You should go see Supergirl
It's pop art that is unapologetically political.
My book, The Edge of Space-Time: Particles, Poetry, and the Cosmic Dream Boogie, is now available in North America, UK, and Europe wherever you get your hardcovers, ebooks, and audiobooks. I encourage you to shop your local indie, use Bookshop for ebooks, and Libro for audiobooks. There are signed copies of the hardcover at Water Street Books and Harvard Books, which is also the only bookstore in the world that has signed paperbacks of The Disordered Cosmos. Loyalty Books has signed book plates for both books while supplies last.

[Trigger warning: mentions of various types of violence against women.]

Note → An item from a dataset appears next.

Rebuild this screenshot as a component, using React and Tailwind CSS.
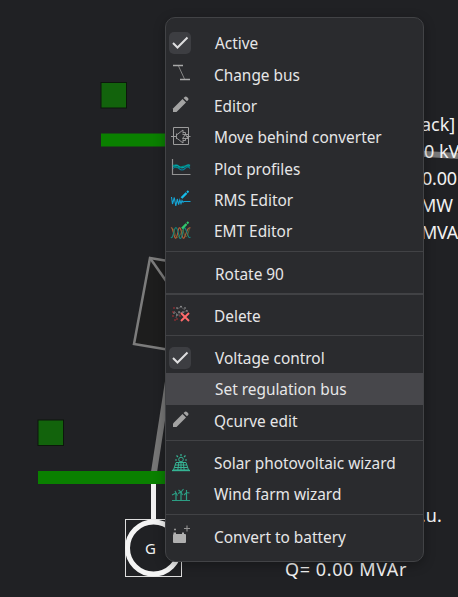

If you’re pissed off that the United States is currently run by brazen misogynists who are suspiciously adjacent to pedophilic sex trafficking rings, you should go see Supergirl. If you’re a survivor of sexual assault or domestic violence, you may find the film especially satisfying. And if you were wondering whether the James Gunn DCU would extend the discourse about Palestine from last year’s Superman, then you’ll want to at least watch (anti-Zionist Jew and child of Holocaust survivors) David Krumholtz’s performance as Zor-El, Supergirl’s father.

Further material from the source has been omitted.